Other fans are taking a different approach and ignoring the CSIS’s findings.

“Ah, that’s all b.s.,” said Chris Raynes, owner of the popular blog South Bend Saturday. “Those people are just being alarmist. The planet will be fine. That stuff isn’t really going to happen, is it? Is it? Because if it is, I’ve really got to rearrange my priorities from giving a crap about who wins some stupid trophy to getting laid as much as possible.”

Psychologists say that people rarely have the courage or desire to deal with issues as complex as the complete destruction of humanity. Instead, we attach grave significance to trivial matters like sports and gossip in order to fool ourselves into thinking they're important.
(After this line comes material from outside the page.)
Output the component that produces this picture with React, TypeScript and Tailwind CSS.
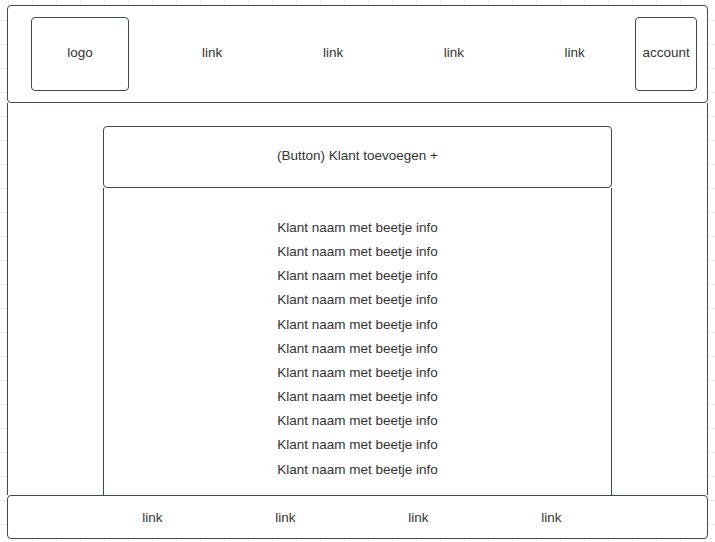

In the end, we’re all doomed one way or the other.

“It doesn’t matter if you choose to dwell on it or you choose to divert yourself, because the situation is out of our hands now,” Albertson noted in the conclusion of the study. “Any day, any minute, we could be beset by plagues, locusts, space debris, poisonous frogs or giant super-hurricanes. It could happen during the Heisman ceremony. Imagine Ted Ginn or Troy Smith's hand sticking out from the floodwaters grasping the Heisman trophy? It could happen. I hope it does, actually. I’d hate to see the final Heisman in the hands of some jerk from Notre Dame. Talk about a chilling vision of the future.”